Bates Research - 01-26-17
Markets 2016: A Look Back
by Greg Kyle, Director
For many investors, 2016 was a roller coaster ride in the equity markets. The year started off on a surprisingly low note, with the broader market experiencing the worst opening week in history. The S&P 500 Index fell 6% in the first five days of trading, and by mid-February, the equity index had fallen 15%. However, the S&P 500 Index did manage to finish the year up 10%, despite the uncertainty created by the unexpected Brexit decision in the middle of the year and the tumultuous U.S. election in the latter part of 2016.
The gains were broad-based, with 10 of the 11 S&P 500 sectors posting gains. Health care was the loser, falling 4.4% for the year as drug prices came under pressure with increased congressional scrutiny and regulatory uncertainty. With interest rates rising during the year, the leveraged real estate sector barely managed to finish in the black, posting a gain of just 0.01% for the year. Energy was the big winner for the year, with the sector climbing 23.7% as oil prices rebounded nearly 45% in 2016 to close at $53.89. Financials were also winners, with the sector up 20.5% in the last quarter of the year, posting a gain of 20.1% for 2016. Much of the end-of-year gains in the financial sector came as a result of the election and the possibility of financial deregulation moving forward.

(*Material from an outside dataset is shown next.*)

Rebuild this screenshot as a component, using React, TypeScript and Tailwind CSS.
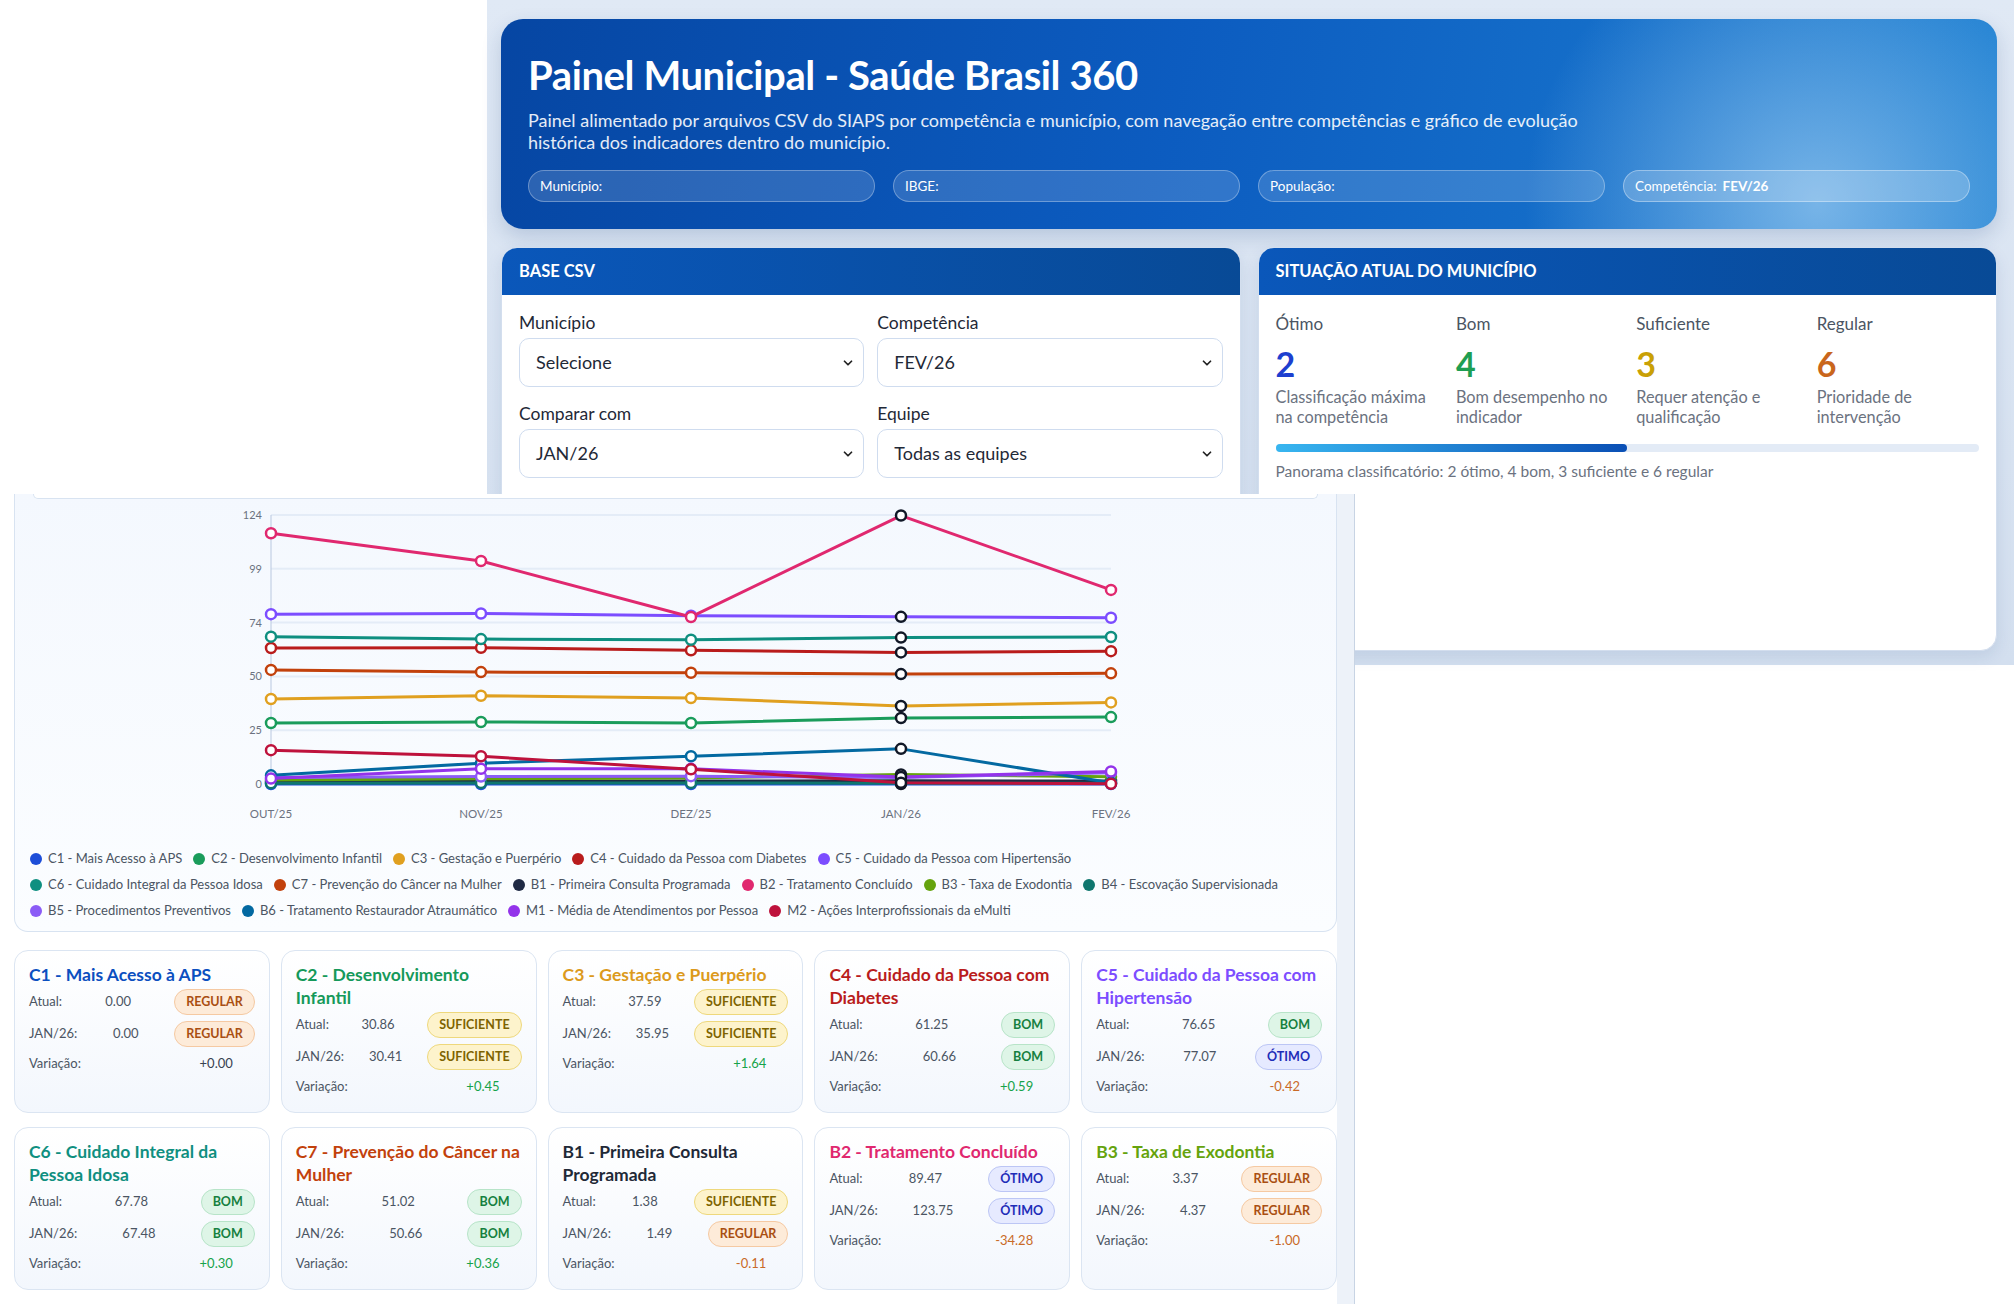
import { ChevronDown } from 'lucide-react';

const months = ['OUT/25', 'NOV/25', 'DEZ/25', 'JAN/26', 'FEV/26'];

interface Series {
  name: string;
  color: string;
  data: number[];
}

const series: Series[] = [
  { name: 'C1 - Mais Acesso à APS', color: '#1d4ed8', data: [0, 0, 0, 0, 0] },
  { name: 'C2 - Desenvolvimento Infantil', color: '#1a9c5b', data: [28.1, 28.6, 28.1, 30.41, 30.86] },
  { name: 'C3 - Gestação e Puerpério', color: '#e0a020', data: [39.2, 40.7, 39.6, 35.95, 37.59] },
  { name: 'C4 - Cuidado da Pessoa com Diabetes', color: '#b91c1c', data: [62.7, 62.8, 61.6, 60.66, 61.25] },
  { name: 'C5 - Cuidado da Pessoa com Hipertensão', color: '#7c4dff', data: [78.3, 78.6, 77.6, 77.07, 76.65] },
  { name: 'C6 - Cuidado Integral da Pessoa Idosa', color: '#0f8f80', data: [67.9, 66.8, 66.5, 67.48, 67.78] },
  { name: 'C7 - Prevenção do Câncer na Mulher', color: '#c2410c', data: [52.6, 51.6, 51.3, 50.66, 51.02] },
  { name: 'B1 - Primeira Consulta Programada', color: '#1f2a44', data: [1.2, 1.3, 1.4, 1.49, 1.38] },
  { name: 'B2 - Tratamento Concluído', color: '#e0286f', data: [115.6, 102.8, 77.0, 123.75, 89.47] },
  { name: 'B3 - Taxa de Exodontia', color: '#65a30d', data: [1.8, 2.4, 2.8, 4.37, 3.37] },
  { name: 'B4 - Escovação Supervisionada', color: '#0f766e', data: [0.4, 0.5, 0.5, 0.3, 0.4] },
  { name: 'B5 - Procedimentos Preventivos', color: '#8b5cf6', data: [3.0, 3.4, 3.6, 3.0, 5.2] },
  { name: 'B6 - Tratamento Restaurador Atraumático', color: '#0369a1', data: [4.0, 9.6, 12.8, 16.2, 0.6] },
  { name: 'M1 - Média de Atendimentos por Pessoa', color: '#9333ea', data: [2.5, 7.0, 7.0, 3.2, 5.8] },
  { name: 'M2 - Ações Interprofissionais da eMulti', color: '#be123c', data: [15.6, 12.8, 6.8, 0.6, 0.1] },
];

const legendRows = [
  [0, 1, 2, 3, 4],
  [5, 6, 7, 8, 9, 10],
  [11, 12, 13, 14],
];

type Level = 'REGULAR' | 'SUFICIENTE' | 'BOM' | 'ÓTIMO';

const badgeStyles: Record<Level, string> = {
  REGULAR: 'bg-[#fdebd9] border-[#f5c9a2] text-[#a94f12]',
  SUFICIENTE: 'bg-[#fdf3cc] border-[#eed87c] text-[#7d6300]',
  BOM: 'bg-[#def5e7] border-[#b7e4c8] text-[#16803f]',
  ÓTIMO: 'bg-[#e6eaff] border-[#bcc6f5] text-[#1e2db8]',
};

interface Indicator {
  title: string;
  color: string;
  atual: string;
  atualLevel: Level;
  prev: string;
  prevLevel: Level;
  diff: string;
}

const indicators: Indicator[] = [
  { title: 'C1 - Mais Acesso à APS', color: '#0b4fc0', atual: '0.00', atualLevel: 'REGULAR', prev: '0.00', prevLevel: 'REGULAR', diff: '+0.00' },
  { title: 'C2 - Desenvolvimento Infantil', color: '#15995a', atual: '30.86', atualLevel: 'SUFICIENTE', prev: '30.41', prevLevel: 'SUFICIENTE', diff: '+0.45' },
  { title: 'C3 - Gestação e Puerpério', color: '#dc9a1c', atual: '37.59', atualLevel: 'SUFICIENTE', prev: '35.95', prevLevel: 'SUFICIENTE', diff: '+1.64' },
  { title: 'C4 - Cuidado da Pessoa com Diabetes', color: '#b91c1c', atual: '61.25', atualLevel: 'BOM', prev: '60.66', prevLevel: 'BOM', diff: '+0.59' },
  { title: 'C5 - Cuidado da Pessoa com Hipertensão', color: '#7c4dff', atual: '76.65', atualLevel: 'BOM', prev: '77.07', prevLevel: 'ÓTIMO', diff: '-0.42' },
  { title: 'C6 - Cuidado Integral da Pessoa Idosa', color: '#0f8f80', atual: '67.78', atualLevel: 'BOM', prev: '67.48', prevLevel: 'BOM', diff: '+0.30' },
  { title: 'C7 - Prevenção do Câncer na Mulher', color: '#c2410c', atual: '51.02', atualLevel: 'BOM', prev: '50.66', prevLevel: 'BOM', diff: '+0.36' },
  { title: 'B1 - Primeira Consulta Programada', color: '#1f2937', atual: '1.38', atualLevel: 'SUFICIENTE', prev: '1.49', prevLevel: 'REGULAR', diff: '-0.11' },
  { title: 'B2 - Tratamento Concluído', color: '#e0286f', atual: '89.47', atualLevel: 'ÓTIMO', prev: '123.75', prevLevel: 'ÓTIMO', diff: '-34.28' },
  { title: 'B3 - Taxa de Exodontia', color: '#65a30d', atual: '3.37', atualLevel: 'REGULAR', prev: '4.37', prevLevel: 'REGULAR', diff: '-1.00' },
];

const statusCols = [
  { label: 'Ótimo', value: 2, color: 'text-[#1d3fcf]', desc: 'Classificação máxima na competência' },
  { label: 'Bom', value: 4, color: 'text-[#1e9e52]', desc: 'Bom desempenho no indicador' },
  { label: 'Suficiente', value: 3, color: 'text-[#c9a005]', desc: 'Requer atenção e qualificação' },
  { label: 'Regular', value: 6, color: 'text-[#c9661c]', desc: 'Prioridade de intervenção' },
];

// chart geometry (px inside the svg)
const X0 = 256;
const XSTEP = 210;
const Y0 = 285;
const YMAX = 124;
const YSPAN = 269;
const yOf = (v: number) => Y0 - (v / YMAX) * YSPAN;

function Select({ value }: { value: string }) {
  return (
    <div className="mt-[3px] flex h-[49px] items-center justify-between rounded-[10px] border-[1.5px] border-[#cfdcef] bg-white pl-[16px] pr-[8px] text-[18px] text-[#1f2937]">
      <span>{value}</span>
      <ChevronDown size={14} strokeWidth={3} className="text-[#222]" />
    </div>
  );
}

function Field({ label, value }: { label: string; value: string }) {
  return (
    <div>
      <div className="text-[17.5px] leading-[24px] text-[#1f2937]">{label}</div>
      <Select value={value} />
    </div>
  );
}

function Chart() {
  return (
    <svg width="1321" height="347" className="block">
      {[0, 1, 2, 3, 4, 5].map((k) => {
        const y = Y0 - k * (YSPAN / 5);
        return (
          <g key={k}>
            <line x1={X0} x2={X0 + XSTEP * 4} y1={y} y2={y} stroke="#e4ecf7" strokeWidth={2} />
            <text x={X0 - 9} y={y + 4} textAnchor="end" fontSize="11" fill="#6b7280">
              {Math.round((YMAX * k) / 5)}
            </text>
          </g>
        );
      })}
      <line x1={X0} x2={X0} y1={Y0 - YSPAN} y2={Y0} stroke="#b9c8e0" strokeWidth={1} />
      {months.map((m, i) => (
        <text key={m} x={X0 + i * XSTEP} y={319} textAnchor="middle" fontSize="11.5" fill="#6b7280">
          {m}
        </text>
      ))}
      {series.map((s) => (
        <g key={s.name}>
          <polyline
            points={s.data.map((v, i) => `${X0 + i * XSTEP},${yOf(v)}`).join(' ')}
            fill="none"
            stroke={s.color}
            strokeWidth={3}
            strokeLinejoin="round"
          />
          {s.data.map((v, i) => (
            <circle
              key={i}
              cx={X0 + i * XSTEP}
              cy={yOf(v)}
              r={5}
              fill="#fff"
              stroke={i === 3 ? '#111827' : s.color}
              strokeWidth={2.5}
            />
          ))}
        </g>
      ))}
    </svg>
  );
}

function Badge({ level }: { level: Level }) {
  return (
    <span className={`flex h-[26px] items-center rounded-full border px-[11px] text-[12.5px] font-bold ${badgeStyles[level]}`}>
      {level}
    </span>
  );
}

function IndicatorCard({ item }: { item: Indicator }) {
  const diffColor = item.diff === '+0.00' ? 'text-[#374151]' : item.diff.startsWith('+') ? 'text-[#16a34a]' : 'text-[#c96a28]';
  return (
    <div className="rounded-[14px] border border-[#dbe5f2] bg-[linear-gradient(180deg,#ffffff,#f3f7fd)] px-[14px] pb-[14px] pt-[12px]">
      <div className="text-[17.5px] font-bold leading-[23px]" style={{ color: item.color }}>
        {item.title}
      </div>
      <div className="mt-[3px] flex flex-col gap-[6px] text-[13px] text-[#4b5563]">
        <div className="flex h-[26px] items-center justify-between">
          <span>Atual:</span>
          <span>{item.atual}</span>
          <Badge level={item.atualLevel} />
        </div>
        <div className="flex h-[26px] items-center justify-between">
          <span>JAN/26:</span>
          <span>{item.prev}</span>
          <Badge level={item.prevLevel} />
        </div>
        <div className="flex h-[22px] items-center justify-between">
          <span>Variação:</span>
          <span className={`mr-[22px] ${diffColor}`}>{item.diff}</span>
        </div>
      </div>
    </div>
  );
}

export default function App() {
  return (
    <div className="relative h-[1304px] w-[2014px] overflow-hidden bg-white [font-family:Lato,'Noto_Sans',sans-serif]">
      {/* upper capture: header and filters */}
      <div className="absolute left-[487px] top-0 h-[665px] w-[1527px] bg-[linear-gradient(180deg,#e0e9f5,#d3dfef)] pl-[14px] pr-[17px] pt-[19px]">
        <div className="h-[210px] rounded-[22px] bg-[radial-gradient(circle_at_88%_88%,rgba(150,200,240,0.75),transparent_22%),linear-gradient(100deg,#0646a3_0%,#0c5cc0_45%,#1d80d2_100%)] px-[27px] pt-[32px] text-white shadow-[0_8px_20px_rgba(20,60,120,0.18)]">
          <h1 className="text-[40px] font-bold leading-[48px] tracking-[-0.01em]">Painel Municipal - Saúde Brasil 360</h1>
          <p className="mt-[10px] text-[18px] leading-[22px] text-white/90">
            Painel alimentado por arquivos CSV do SIAPS por competência e município, com navegação entre competências e gráfico de evolução
            <br />
            histórica dos indicadores dentro do município.
          </p>
          <div className="mt-[17px] flex gap-[18px]">
            {['Município:', 'IBGE:', 'População:'].map((p) => (
              <div key={p} className="flex h-[32px] flex-1 items-center rounded-full border border-white/30 bg-white/15 px-[11px] text-[13.5px]">
                {p}
              </div>
            ))}
            <div className="flex h-[32px] flex-1 items-center gap-[6px] rounded-full border border-white/35 bg-white/20 px-[11px] text-[13.5px]">
              Competência: <b>FEV/26</b>
            </div>
          </div>
        </div>

        <div className="mt-[18px] grid h-[404px] grid-cols-2 gap-[17px]">
          <div className="overflow-hidden rounded-[16px] border border-[#d3deee] bg-white shadow-[0_6px_16px_rgba(20,60,120,0.10)]">
            <div className="flex h-[47px] items-center bg-[linear-gradient(90deg,#0a57ba,#084a96)] px-[17px] text-[16.5px] font-bold text-white">
              BASE CSV
            </div>
            <div className="grid grid-cols-2 gap-x-[13px] gap-y-[15px] px-[17px] pt-[16px]">
              <Field label="Município" value="Selecione" />
              <Field label="Competência" value="FEV/26" />
              <Field label="Comparar com" value="JAN/26" />
              <Field label="Equipe" value="Todas as equipes" />
            </div>
          </div>

          <div className="overflow-hidden rounded-[16px] border border-[#d3deee] bg-white shadow-[0_6px_16px_rgba(20,60,120,0.10)]">
            <div className="flex h-[47px] items-center bg-[linear-gradient(90deg,#0a57ba,#084a96)] px-[17px] text-[16.5px] font-bold text-white">
              SITUAÇÃO ATUAL DO MUNICÍPIO
            </div>
            <div className="px-[17px] pt-[17px]">
              <div className="grid grid-cols-4 gap-x-[18px]">
                {statusCols.map((c) => (
                  <div key={c.label}>
                    <div className="text-[17px] leading-[24px] text-[#4b5563]">{c.label}</div>
                    <div className={`mt-[8px] text-[34px] font-bold leading-[40px] ${c.color}`}>{c.value}</div>
                    <div className="mt-[3px] text-[16.3px] leading-[20px] text-[#6b7280]">{c.desc}</div>
                  </div>
                ))}
              </div>
              <div className="mt-[17px] h-[8px] rounded-full bg-[#e3ebf6]">
                <div className="h-full w-1/2 rounded-full bg-[linear-gradient(90deg,#38b6f0,#0a4fb5)]" />
              </div>
              <div className="mt-[9px] text-[15.5px] leading-[20px] text-[#6b7280]">
                Panorama classificatório: 2 ótimo, 4 bom, 3 suficiente e 6 regular
              </div>
            </div>
          </div>
        </div>
      </div>

      {/* lower capture: chart and indicator cards */}
      <div className="absolute left-0 top-[494px] flex h-[810px] w-[1355px] overflow-hidden">
        <div className="w-[1337px] shrink-0 bg-white pl-[14px]">
          <div className="rounded-b-[14px] border border-t-0 border-[#d8e3f1] bg-[linear-gradient(180deg,#f4f8fe,#fbfdff)]">
            <div className="mx-[18px] h-[5px] rounded-b-[12px] border-x border-b border-[#d8e3f1] bg-white" />
            <Chart />
            <div className="flex flex-col pb-[7px] pl-[15px] text-[13px] text-[#4b5563]">
              {legendRows.map((row, r) => (
                <div key={r} className="flex h-[26px] items-center gap-x-[11px]">
                  {row.map((idx) => (
                    <div key={idx} className="flex items-center gap-[6px]">
                      <span className="h-[12px] w-[12px] rounded-full" style={{ backgroundColor: series[idx].color }} />
                      <span>{series[idx].name}</span>
                    </div>
                  ))}
                </div>
              ))}
            </div>
          </div>

          <div className="mt-[18px] grid grid-cols-5 gap-x-[11px] gap-y-[14px]">
            {indicators.map((item) => (
              <IndicatorCard key={item.title} item={item} />
            ))}
            {[0, 1, 2, 3, 4].map((k) => (
              <div key={k} className="h-[160px] rounded-[14px] border border-[#dbe5f2] bg-white" />
            ))}
          </div>
        </div>
        <div className="flex-1 border-r border-[#c8d4e4] bg-[#edf2f9]" />
      </div>
    </div>
  );
}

The positive equity market returns were helped along by a solid economy in 2016. The jobs situation continued to improve with the unemployment rate falling to 4.7% by December 2016, the lowest rate in nearly nine years. During 2016, nearly 2 million jobs were added, and since the beginning of the current economic recovery in 2009, over 11 million jobs have been added. This solid job growth fueled improved consumer confidence, which in turn helped drive increased consumer spending. As a result of the solid growth in consumer expenditures (up 2.5%), the U.S. economy grew at an estimated 1.9% annualized rate in the fourth quarter. However, this was a deceleration from the third quarter’s 3.5% annual rate as a widening trade deficit (increased imports and decreased exports) dragged growth down by 1.7%. Inflation remained tame during the past year, with the Consumer Price Index (CPI) up just 2.1% in the 12 months ended December.